WORKS FROM
the 12 shortlisted exhibits for the annual Ateneo Art Awards are currently on view at the main atrium of the Shangri-La Plaza mall in Mandaluyong. The exhibition is on view at the mall until July 30 and will move to the Ateneo Art Gallery in Quezon City where they will be on view from Aug. 10 until Nov. 4. The shortlisted exhibits are:
• Becoming at Art Informal Mars Bugaoan transforms trash into art. He finds new meanings for plastic trash as he reshapes and restructures plastic bottles and plastic bags into installations, sculptures, and prints.
• Memento Obliviscere at MO_Space For artist Bea Camacho, memories can be massaged. She said: “Our memories define our experience, our reality, and our identity, but our memories are also fragile and vulnerable. They are malleable and easily manipulated.” This being said, she highlights objects — typewriter, old photographs, and newspaper dummy — that can serve both ways: help us remember and/or forget.
• Talim at Blanc Gallery Ronson Culibrina takes inspiration from his hometown, Talim Island in Laguna de Bay for this exhibit.
Talim, incidentally, also means sharp in Filipino. Taking these ideas, Mr.
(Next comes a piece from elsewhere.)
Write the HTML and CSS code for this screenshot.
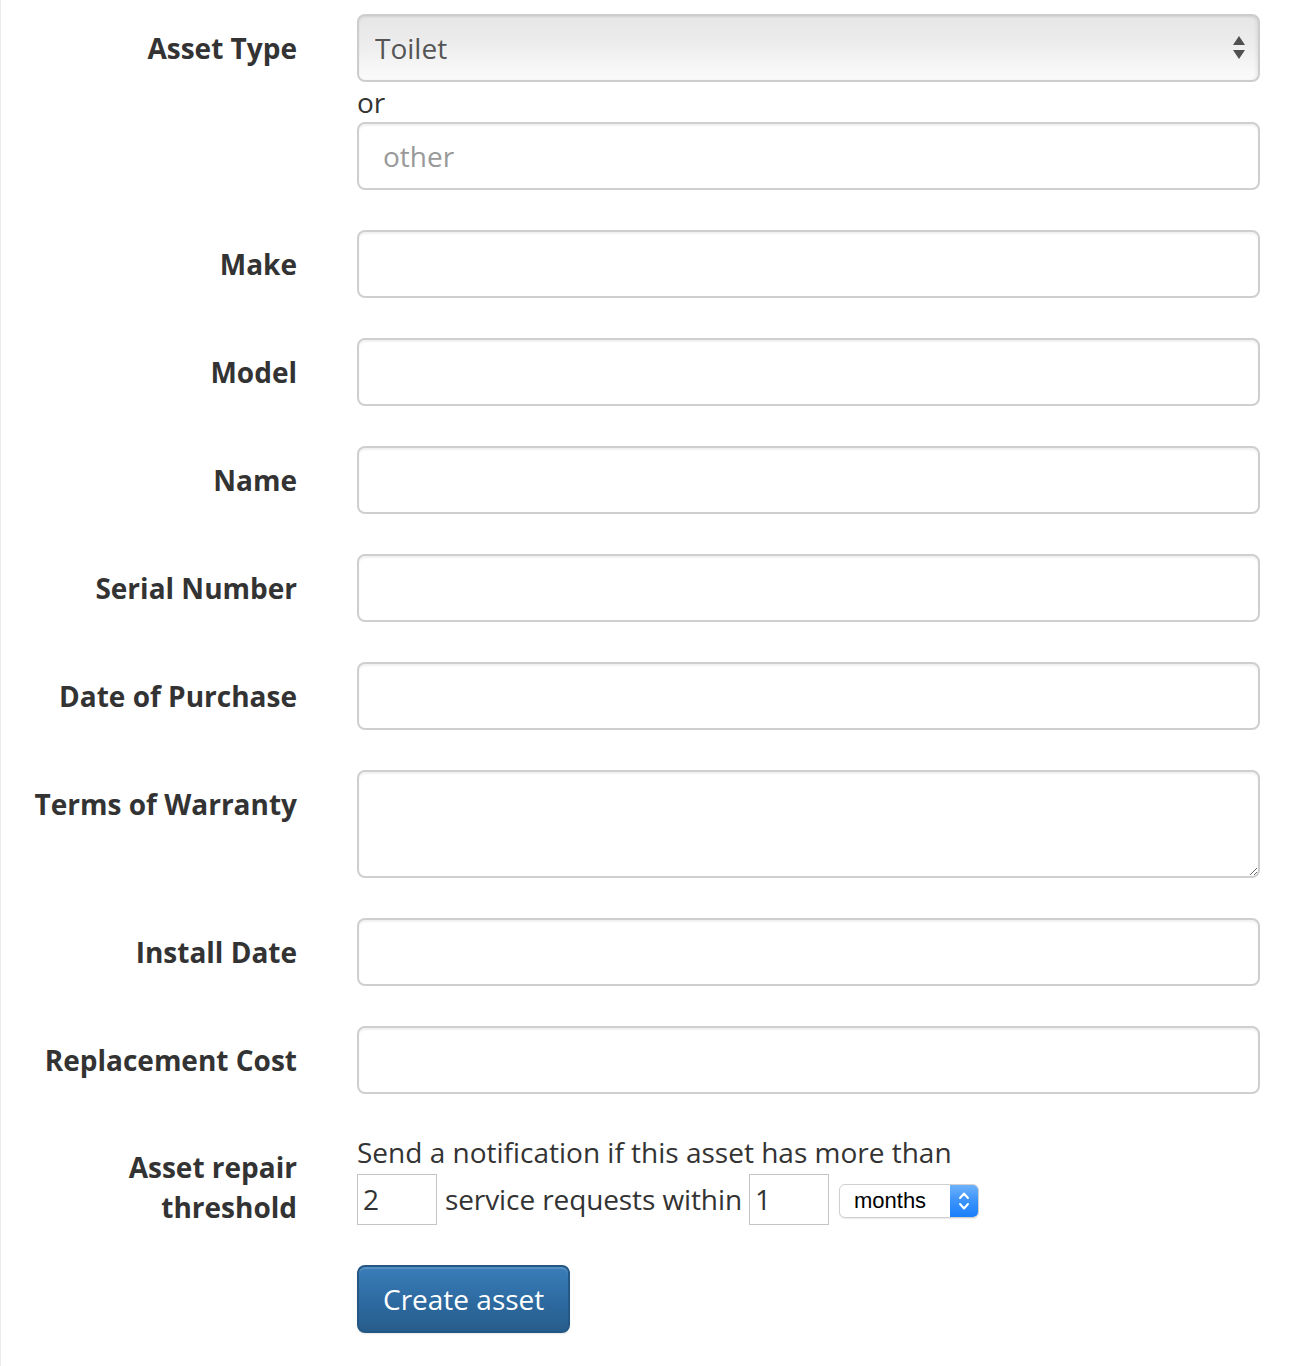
FILE: index.html
```html
<!DOCTYPE html>
<html lang="en">
<head>
<meta charset="utf-8">
<title>New asset</title>
<link rel="stylesheet" href="styles.css">
</head>
<body>
<div class="page">
  <form class="form">
    <div class="row">
      <label class="label" for="type">Asset Type</label>
      <div class="controls">
        <div class="select-wrap">
          <select id="type" class="select"><option>Toilet</option></select>
          <svg class="select-arrows" width="14" height="26" viewBox="0 0 14 26" aria-hidden="true">
            <path d="M7 1 L13 10 L1 10 Z" fill="#505050"/>
            <path d="M1 15 L13 15 L7 24 Z" fill="#505050"/>
          </svg>
        </div>
        <div class="or">or</div>
        <input class="input" type="text" placeholder="other">
      </div>
    </div>
    <div class="row">
      <label class="label">Make</label>
      <div class="controls"><input class="input" type="text"></div>
    </div>
    <div class="row">
      <label class="label">Model</label>
      <div class="controls"><input class="input" type="text"></div>
    </div>
    <div class="row">
      <label class="label">Name</label>
      <div class="controls"><input class="input" type="text"></div>
    </div>
    <div class="row">
      <label class="label">Serial Number</label>
      <div class="controls"><input class="input" type="text"></div>
    </div>
    <div class="row">
      <label class="label">Date of Purchase</label>
      <div class="controls"><input class="input" type="text"></div>
    </div>
    <div class="row">
      <label class="label">Terms of Warranty</label>
      <div class="controls"><textarea class="input textarea"></textarea></div>
    </div>
    <div class="row">
      <label class="label">Install Date</label>
      <div class="controls"><input class="input" type="text"></div>
    </div>
    <div class="row row-last">
      <label class="label">Replacement Cost</label>
      <div class="controls"><input class="input" type="text"></div>
    </div>
    <div class="row row-threshold">
      <label class="label">Asset repair<br>threshold</label>
      <div class="controls">
        <div class="line">Send a notification if this asset has more than</div>
        <div class="line line-inputs">
          <input class="small-input" type="text" value="2">
          <span class="inline-text">service requests within</span>
          <input class="small-input" type="text" value="1">
          <span class="mini-select">
            <span class="mini-text">months</span>
            <span class="mini-btn">
              <svg width="14" height="22" viewBox="0 0 14 22" aria-hidden="true">
                <path d="M3 8 L7 3.5 L11 8" fill="none" stroke="#fff" stroke-width="2" stroke-linecap="round" stroke-linejoin="round"/>
                <path d="M3 14 L7 18.5 L11 14" fill="none" stroke="#fff" stroke-width="2" stroke-linecap="round" stroke-linejoin="round"/>
              </svg>
            </span>
          </span>
        </div>
      </div>
    </div>
    <div class="row row-actions">
      <div></div>
      <div class="controls"><button type="button" class="btn">Create asset</button></div>
    </div>
  </form>
</div>
</body>
</html>
```

FILE: styles.css
```css
html, body {
  margin: 0;
  padding: 0;
  background: #fff;
}
body {
  font-family: "Open Sans", "Noto Sans", sans-serif;
  font-size: 28px;
  line-height: 40px;
  color: #333;
}
.page {
  min-height: 1366px;
  border-left: 1px solid #ececec;
  box-sizing: border-box;
}
.form {
  padding-top: 14px;
}
.row {
  display: grid;
  grid-template-columns: 296px 903px;
  column-gap: 60px;
  margin-bottom: 40px;
}
.row-last {
  margin-bottom: 38px;
}
.row-threshold {
  margin-bottom: 38px;
}
.label {
  text-align: right;
  font-weight: 700;
  padding-top: 14px;
  line-height: 40px;
  color: #333;
}
.row-threshold .label {
  padding-top: 15px;
}
.controls {
  display: flex;
  flex-direction: column;
  align-items: flex-start;
}
.input {
  box-sizing: border-box;
  width: 903px;
  height: 68px;
  margin: 0;
  padding: 0 24px;
  border: 2px solid #cfcfcf;
  border-radius: 8px;
  font-family: inherit;
  font-size: 28px;
  color: #555;
  background: #fff;
  box-shadow: inset 0 2px 2px rgba(0,0,0,0.06);
  outline: none;
}
.input::placeholder {
  color: #999;
}
.textarea {
  height: 108px;
  resize: vertical;
  padding-top: 10px;
}
.select-wrap {
  position: relative;
  width: 903px;
  height: 68px;
}
.select {
  -webkit-appearance: none;
  appearance: none;
  box-sizing: border-box;
  width: 903px;
  height: 68px;
  margin: 0;
  padding: 0 16px;
  border: 2px solid #cdcdcd;
  border-radius: 8px;
  font-family: inherit;
  font-size: 28px;
  color: #555;
  background: linear-gradient(to bottom, #e6e6e6 0%, #ececec 40%, #fbfbfb 100%);
  box-shadow: inset 0 1px 2px rgba(0,0,0,0.08), inset -3px 0 3px rgba(0,0,0,0.04);
  outline: none;
}
.select-arrows {
  position: absolute;
  right: 14px;
  top: 21px;
}
.or {
  line-height: 40px;
  height: 40px;
}
.line {
  line-height: 40px;
}
.line-inputs {
  display: flex;
  align-items: center;
  margin-top: 2px;
  height: 50px;
}
.small-input {
  box-sizing: border-box;
  width: 80px;
  height: 51px;
  margin: 0;
  padding: 0 5px;
  border: 1.5px solid #c4c4c4;
  border-radius: 0;
  font-family: inherit;
  font-size: 28px;
  color: #333;
  background: #fff;
  outline: none;
}
.inline-text {
  margin: 0 7px 0 8px;
  white-space: nowrap;
  letter-spacing: -0.1px;
}
.mini-select {
  display: inline-flex;
  margin-left: 10px;
  margin-top: 4px;
  height: 34px;
  width: 140px;
  box-sizing: border-box;
  border: 1px solid #d0d0d0;
  border-radius: 6px;
  overflow: hidden;
  background: #fff;
  box-shadow: 0 1px 1px rgba(0,0,0,0.08);
}
.mini-text {
  flex: 1;
  font-family: "Liberation Sans", Arial, sans-serif;
  font-size: 22px;
  line-height: 32px;
  color: #000;
  padding-left: 14px;
}
.mini-btn {
  width: 28px;
  display: flex;
  align-items: center;
  justify-content: center;
  background: linear-gradient(to bottom, #6db2fb 0%, #3b92fb 50%, #1a7ffb 100%);
}
.btn {
  box-sizing: border-box;
  height: 68px;
  padding: 0 24px;
  border: 2px solid #255784;
  border-radius: 8px;
  background: linear-gradient(to bottom, #3a7db9 0%, #2d6aa0 55%, #275d8c 100%);
  color: #fff;
  font-family: inherit;
  font-size: 28px;
  line-height: 40px;
  box-shadow: inset 0 2px 0 rgba(255,255,255,0.15), 0 1px 2px rgba(0,0,0,0.1);
  cursor: pointer;
}
```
Culibrina suggests the sharp contrasts between industrial development and a sound ecosystem; images of busy fisher folks versus the quiet lakeside environment; and nature and the tools that change people’s lives. • Situation Amongst the Furnishings at Silverlens Dina Gadia makes collages in her all-painting exhibition. Most of her subjects are disfigured bodies in the wrong places or going through objects. • Makeshift at Blanc Gallery Johanna Helmuth grew up in a neighborhood where pedicabs were the sources of livelihood in the morning, and were turned into makeshift homes for the drivers come nighttime. This becomes the artist’s theme: how people adapt and survive to make ends meet. • Viral Automata at 1335 Mabini Ian Carlo Jaucian invents ways to integrate art and science. He presents this in an interactive exhibition that features robots that show light and movements as they are programmed by computer viruses. • Low Pressured Areas at the Cultural Center of the Philippines
KoloWn plays around the vicinity of the Cultural Center and makes these areas their canvas. The exhibition is site-specific, which lets the audience navigate their way around the building. It is also a critique of art institutions and art productions.
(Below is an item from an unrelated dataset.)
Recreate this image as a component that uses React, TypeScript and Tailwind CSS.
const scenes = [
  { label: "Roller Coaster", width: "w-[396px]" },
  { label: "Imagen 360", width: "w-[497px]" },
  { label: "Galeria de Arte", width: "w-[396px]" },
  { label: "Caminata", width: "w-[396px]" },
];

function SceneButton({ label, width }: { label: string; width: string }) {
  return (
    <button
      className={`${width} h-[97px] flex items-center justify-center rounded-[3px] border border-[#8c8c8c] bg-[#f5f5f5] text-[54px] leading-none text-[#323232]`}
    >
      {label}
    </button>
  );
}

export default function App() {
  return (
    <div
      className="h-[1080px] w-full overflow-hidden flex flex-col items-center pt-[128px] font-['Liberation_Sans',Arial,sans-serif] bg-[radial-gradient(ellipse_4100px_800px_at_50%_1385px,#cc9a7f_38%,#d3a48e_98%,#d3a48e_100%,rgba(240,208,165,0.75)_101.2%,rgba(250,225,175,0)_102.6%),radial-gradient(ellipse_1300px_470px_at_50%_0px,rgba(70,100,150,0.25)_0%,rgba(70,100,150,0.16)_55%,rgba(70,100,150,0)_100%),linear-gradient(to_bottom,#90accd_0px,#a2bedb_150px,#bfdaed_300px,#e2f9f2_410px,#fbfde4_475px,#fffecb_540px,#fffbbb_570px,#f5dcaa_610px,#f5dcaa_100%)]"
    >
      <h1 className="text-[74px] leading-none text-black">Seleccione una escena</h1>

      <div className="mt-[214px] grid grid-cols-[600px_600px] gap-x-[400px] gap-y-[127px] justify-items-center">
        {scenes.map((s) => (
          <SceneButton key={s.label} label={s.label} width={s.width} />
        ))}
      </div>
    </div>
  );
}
• Only Dog Can Judge Me at MO_Space In a world where judgments are easily given, sometimes without basis and regard, artist Robert Langenegger believes that dogs are the better judges than human beings because they have no biases and predispositions. He believes dogs are loyal, honest in their actions, have strong instincts, and are pure in spirit.
• … at Silverlens In …, artist Issay Rodriguez features a series of framed sheets of tracing paper, layered within each frame. The papers are punctured to produce dots, which looks and act like Braille signs, inviting the audience to “read” the images.
• Gray Horizon at the Cultural Center of the Philippines
Ciron Señeres presents scenes in Tondo, Manila, a populous district, through his depictions of dumps and deteriorating structures.
• Traces By Which We Remember at West Gallery Jel Suarez grew up in Caloocan near a construction site, and she has fond memories of collecting pieces of chipped cement. At the same time, she recollects the summers she spent in Batangas as she stacked stones and built mounds of rough stones. In Traces By Which We Remember, the artist constructs collages with layers of contrasts, images, and textures. She sees this layering as a form of remembering.
• What’s Left of It at the Pinto Art Museum Elias Miles Villanueva creates art through collected glass shards, which he painted, stacked, assembled, and given titles taken from books, movies, comics, and trends. Each glass shard is encased in a glass box.